- **TASK STATEMENT**: Copy each line holding the string "index".

(Front-end source files)
_ _ _ _ _ _ _

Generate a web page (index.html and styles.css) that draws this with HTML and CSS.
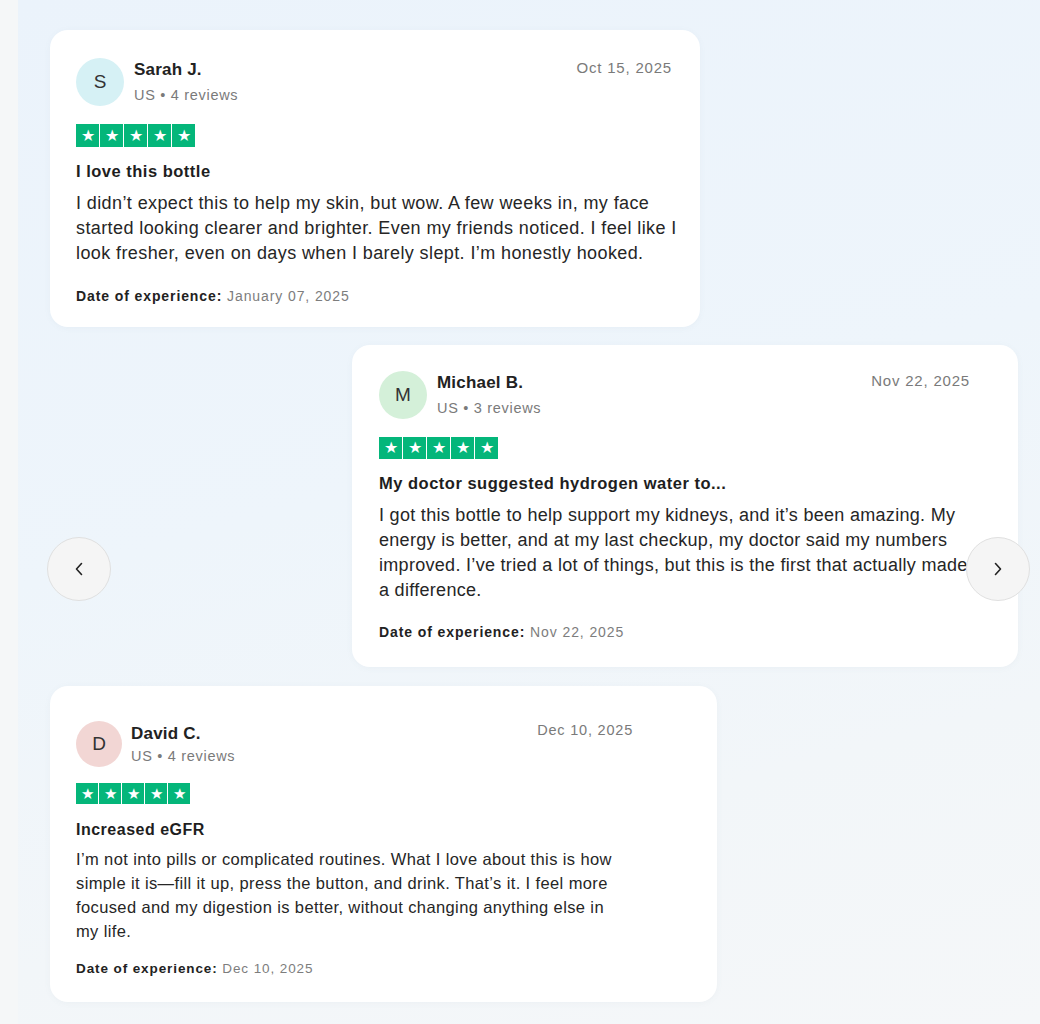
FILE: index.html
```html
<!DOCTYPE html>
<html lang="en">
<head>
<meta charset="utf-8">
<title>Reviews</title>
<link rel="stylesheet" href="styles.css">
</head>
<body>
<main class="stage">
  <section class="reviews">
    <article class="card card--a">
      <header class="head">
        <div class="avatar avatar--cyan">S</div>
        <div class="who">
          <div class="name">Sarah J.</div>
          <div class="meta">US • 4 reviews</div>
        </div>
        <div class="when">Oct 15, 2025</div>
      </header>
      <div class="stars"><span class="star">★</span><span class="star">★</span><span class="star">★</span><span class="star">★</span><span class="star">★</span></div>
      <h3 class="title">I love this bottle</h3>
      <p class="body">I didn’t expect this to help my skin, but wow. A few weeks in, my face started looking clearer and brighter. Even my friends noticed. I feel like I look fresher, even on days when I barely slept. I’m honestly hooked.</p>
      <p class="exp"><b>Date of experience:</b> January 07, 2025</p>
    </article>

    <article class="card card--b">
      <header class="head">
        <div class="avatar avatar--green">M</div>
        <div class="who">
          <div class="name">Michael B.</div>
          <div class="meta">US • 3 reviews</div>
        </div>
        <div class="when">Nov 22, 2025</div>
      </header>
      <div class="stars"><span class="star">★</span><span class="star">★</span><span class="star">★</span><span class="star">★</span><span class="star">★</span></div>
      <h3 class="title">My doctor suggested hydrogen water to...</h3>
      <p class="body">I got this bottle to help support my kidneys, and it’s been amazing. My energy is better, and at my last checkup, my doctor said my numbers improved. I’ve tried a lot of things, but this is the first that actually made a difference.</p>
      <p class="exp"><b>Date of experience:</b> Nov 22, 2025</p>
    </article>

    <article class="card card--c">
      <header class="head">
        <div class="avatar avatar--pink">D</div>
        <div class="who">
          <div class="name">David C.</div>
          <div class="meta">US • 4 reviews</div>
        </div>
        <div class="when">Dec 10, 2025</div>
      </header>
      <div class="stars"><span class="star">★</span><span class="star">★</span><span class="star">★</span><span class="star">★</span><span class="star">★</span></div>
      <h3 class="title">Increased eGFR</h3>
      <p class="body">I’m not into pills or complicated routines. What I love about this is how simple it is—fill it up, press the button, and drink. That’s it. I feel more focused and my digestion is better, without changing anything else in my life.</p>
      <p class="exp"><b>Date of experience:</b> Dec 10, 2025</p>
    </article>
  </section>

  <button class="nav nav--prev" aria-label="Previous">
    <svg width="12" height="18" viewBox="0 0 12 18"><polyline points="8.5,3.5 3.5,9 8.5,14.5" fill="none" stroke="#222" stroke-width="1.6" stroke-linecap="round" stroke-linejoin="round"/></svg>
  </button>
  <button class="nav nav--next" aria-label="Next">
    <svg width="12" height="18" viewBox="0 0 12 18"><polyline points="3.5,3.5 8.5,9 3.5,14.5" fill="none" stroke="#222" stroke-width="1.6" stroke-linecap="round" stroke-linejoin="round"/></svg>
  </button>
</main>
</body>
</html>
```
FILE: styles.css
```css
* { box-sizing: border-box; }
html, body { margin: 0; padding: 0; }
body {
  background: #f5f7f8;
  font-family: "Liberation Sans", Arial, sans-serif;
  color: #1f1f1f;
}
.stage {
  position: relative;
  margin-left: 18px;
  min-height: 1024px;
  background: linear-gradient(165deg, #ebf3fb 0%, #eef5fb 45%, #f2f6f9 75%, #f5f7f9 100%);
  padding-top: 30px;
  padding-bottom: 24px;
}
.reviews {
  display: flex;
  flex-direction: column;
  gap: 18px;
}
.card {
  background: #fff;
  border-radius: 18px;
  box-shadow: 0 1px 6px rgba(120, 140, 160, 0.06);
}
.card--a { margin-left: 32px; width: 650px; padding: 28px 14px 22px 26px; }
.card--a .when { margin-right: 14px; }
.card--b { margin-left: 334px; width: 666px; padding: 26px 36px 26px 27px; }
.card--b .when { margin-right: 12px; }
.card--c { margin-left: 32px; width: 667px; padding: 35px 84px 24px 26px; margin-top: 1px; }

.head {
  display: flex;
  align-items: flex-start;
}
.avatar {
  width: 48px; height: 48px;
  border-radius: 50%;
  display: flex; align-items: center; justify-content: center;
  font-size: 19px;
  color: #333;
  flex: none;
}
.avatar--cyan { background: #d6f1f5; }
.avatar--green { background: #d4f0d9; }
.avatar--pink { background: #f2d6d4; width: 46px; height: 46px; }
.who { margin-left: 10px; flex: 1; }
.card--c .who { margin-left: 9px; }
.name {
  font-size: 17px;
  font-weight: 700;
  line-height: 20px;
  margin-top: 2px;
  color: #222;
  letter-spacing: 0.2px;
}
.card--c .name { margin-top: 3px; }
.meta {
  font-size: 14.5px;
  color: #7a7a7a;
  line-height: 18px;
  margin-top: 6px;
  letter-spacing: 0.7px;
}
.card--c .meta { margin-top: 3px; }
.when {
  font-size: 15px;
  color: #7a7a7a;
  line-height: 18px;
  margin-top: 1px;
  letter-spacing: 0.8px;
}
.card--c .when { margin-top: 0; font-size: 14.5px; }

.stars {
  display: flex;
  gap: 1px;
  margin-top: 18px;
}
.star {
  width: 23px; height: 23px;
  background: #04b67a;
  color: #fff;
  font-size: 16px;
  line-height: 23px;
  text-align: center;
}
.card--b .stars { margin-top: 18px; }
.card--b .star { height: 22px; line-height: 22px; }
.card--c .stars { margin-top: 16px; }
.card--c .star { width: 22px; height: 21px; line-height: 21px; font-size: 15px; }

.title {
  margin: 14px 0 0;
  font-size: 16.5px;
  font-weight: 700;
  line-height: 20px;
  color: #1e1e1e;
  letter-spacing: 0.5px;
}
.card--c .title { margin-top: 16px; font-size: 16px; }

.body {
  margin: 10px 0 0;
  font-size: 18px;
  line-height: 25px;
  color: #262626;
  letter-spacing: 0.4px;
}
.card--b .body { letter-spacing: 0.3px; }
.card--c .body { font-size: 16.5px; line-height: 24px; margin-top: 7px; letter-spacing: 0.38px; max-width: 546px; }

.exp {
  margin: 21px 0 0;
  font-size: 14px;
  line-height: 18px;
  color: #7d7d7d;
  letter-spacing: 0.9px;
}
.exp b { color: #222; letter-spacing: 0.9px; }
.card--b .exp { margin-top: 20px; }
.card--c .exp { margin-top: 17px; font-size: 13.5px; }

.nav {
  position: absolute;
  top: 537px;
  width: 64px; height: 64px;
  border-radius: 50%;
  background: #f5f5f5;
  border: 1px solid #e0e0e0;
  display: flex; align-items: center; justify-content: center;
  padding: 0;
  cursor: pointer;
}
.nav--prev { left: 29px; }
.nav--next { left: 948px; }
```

_ _ _ _ _ _ _

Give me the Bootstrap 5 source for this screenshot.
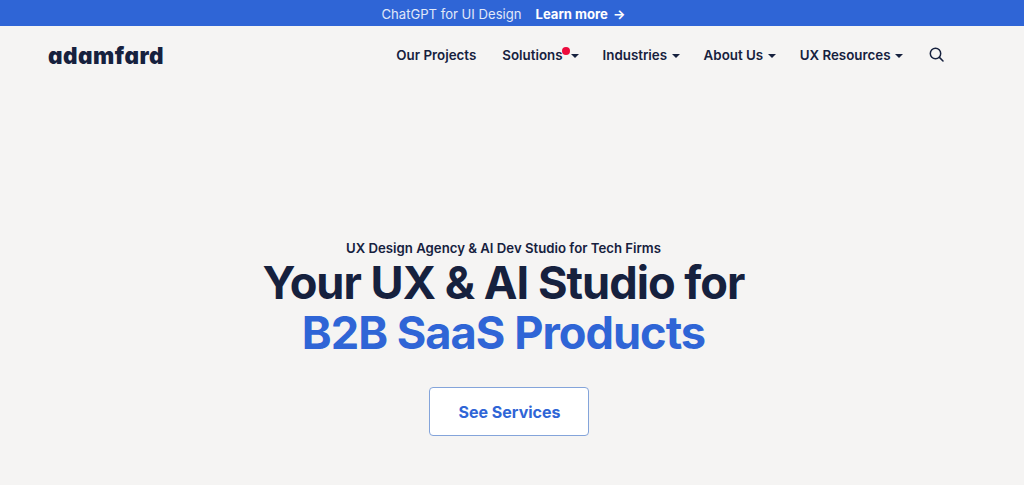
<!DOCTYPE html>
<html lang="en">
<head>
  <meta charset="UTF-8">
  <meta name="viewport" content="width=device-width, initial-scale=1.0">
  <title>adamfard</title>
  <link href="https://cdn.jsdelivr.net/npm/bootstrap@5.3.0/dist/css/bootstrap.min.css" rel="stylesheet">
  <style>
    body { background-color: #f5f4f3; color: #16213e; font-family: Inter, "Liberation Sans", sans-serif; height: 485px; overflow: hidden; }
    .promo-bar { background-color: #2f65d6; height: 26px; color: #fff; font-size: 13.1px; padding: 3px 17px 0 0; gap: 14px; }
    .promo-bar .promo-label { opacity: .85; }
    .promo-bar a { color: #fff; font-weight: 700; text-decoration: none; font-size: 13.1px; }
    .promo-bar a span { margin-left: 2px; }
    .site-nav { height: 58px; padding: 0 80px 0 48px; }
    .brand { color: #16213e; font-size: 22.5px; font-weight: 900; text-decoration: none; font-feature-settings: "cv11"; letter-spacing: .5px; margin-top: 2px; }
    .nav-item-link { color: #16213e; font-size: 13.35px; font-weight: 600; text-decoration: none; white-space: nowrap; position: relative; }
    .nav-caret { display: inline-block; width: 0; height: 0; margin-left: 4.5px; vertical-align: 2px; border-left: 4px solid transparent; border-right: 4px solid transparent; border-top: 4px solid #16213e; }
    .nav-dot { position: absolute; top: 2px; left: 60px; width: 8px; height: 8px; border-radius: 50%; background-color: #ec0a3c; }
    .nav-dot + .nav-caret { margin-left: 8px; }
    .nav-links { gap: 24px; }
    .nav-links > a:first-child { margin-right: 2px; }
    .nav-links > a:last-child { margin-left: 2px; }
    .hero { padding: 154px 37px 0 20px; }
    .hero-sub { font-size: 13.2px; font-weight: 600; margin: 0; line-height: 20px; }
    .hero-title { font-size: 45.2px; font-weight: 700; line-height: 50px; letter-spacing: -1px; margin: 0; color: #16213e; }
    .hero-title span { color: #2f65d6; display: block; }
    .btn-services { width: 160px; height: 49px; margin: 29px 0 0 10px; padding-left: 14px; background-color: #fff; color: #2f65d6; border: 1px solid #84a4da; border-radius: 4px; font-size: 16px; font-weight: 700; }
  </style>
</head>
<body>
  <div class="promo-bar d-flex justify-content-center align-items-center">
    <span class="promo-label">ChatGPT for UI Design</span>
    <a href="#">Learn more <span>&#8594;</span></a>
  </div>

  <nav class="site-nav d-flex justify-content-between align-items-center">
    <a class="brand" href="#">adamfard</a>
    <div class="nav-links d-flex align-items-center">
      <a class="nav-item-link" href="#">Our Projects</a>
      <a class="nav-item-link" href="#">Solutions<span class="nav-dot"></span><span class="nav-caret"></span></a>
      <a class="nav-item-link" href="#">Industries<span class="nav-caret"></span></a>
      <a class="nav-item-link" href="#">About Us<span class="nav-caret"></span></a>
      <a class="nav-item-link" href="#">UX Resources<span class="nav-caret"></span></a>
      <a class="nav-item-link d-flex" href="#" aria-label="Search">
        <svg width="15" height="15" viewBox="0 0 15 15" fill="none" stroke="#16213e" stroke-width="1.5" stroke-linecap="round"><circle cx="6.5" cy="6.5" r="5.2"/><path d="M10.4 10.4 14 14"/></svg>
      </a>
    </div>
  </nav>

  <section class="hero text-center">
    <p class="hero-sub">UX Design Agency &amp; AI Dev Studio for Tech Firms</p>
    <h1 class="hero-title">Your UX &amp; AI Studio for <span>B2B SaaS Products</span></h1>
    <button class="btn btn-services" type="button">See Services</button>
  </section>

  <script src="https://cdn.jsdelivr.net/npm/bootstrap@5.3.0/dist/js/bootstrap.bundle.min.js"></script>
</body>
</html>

_ _ _ _ _ _ _

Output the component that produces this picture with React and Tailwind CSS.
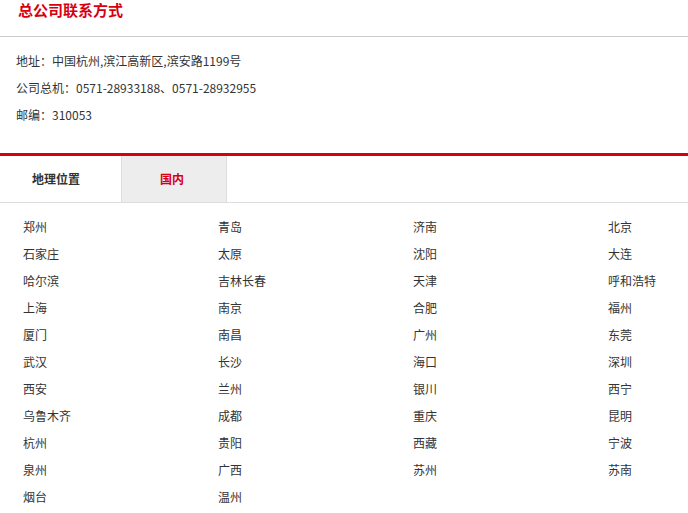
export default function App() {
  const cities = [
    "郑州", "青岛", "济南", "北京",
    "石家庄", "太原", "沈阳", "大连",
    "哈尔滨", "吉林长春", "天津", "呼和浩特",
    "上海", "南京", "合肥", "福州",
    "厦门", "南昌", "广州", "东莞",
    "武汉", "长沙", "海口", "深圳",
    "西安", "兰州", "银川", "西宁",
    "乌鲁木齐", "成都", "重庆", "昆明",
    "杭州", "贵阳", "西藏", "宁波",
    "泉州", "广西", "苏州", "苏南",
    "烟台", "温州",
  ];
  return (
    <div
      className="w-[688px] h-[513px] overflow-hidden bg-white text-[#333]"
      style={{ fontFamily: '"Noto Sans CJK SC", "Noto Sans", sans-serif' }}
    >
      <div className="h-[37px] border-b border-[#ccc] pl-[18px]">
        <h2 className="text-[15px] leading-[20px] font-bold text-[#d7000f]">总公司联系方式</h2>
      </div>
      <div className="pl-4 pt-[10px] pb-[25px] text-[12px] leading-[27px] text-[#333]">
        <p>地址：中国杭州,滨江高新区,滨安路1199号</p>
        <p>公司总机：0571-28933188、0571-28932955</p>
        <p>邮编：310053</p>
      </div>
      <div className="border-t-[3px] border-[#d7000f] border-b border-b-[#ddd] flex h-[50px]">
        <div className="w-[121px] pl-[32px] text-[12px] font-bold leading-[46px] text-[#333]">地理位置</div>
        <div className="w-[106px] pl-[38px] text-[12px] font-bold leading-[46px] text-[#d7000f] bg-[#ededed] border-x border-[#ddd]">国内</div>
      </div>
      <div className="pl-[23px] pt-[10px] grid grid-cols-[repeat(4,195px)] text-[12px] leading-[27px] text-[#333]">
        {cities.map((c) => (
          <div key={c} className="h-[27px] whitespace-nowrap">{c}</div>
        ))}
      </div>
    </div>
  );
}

_ _ _ _ _ _ _

- **TASK RESULT**:
Generate a web page (index.html and styles.css) that draws this with HTML and CSS.
FILE: index.html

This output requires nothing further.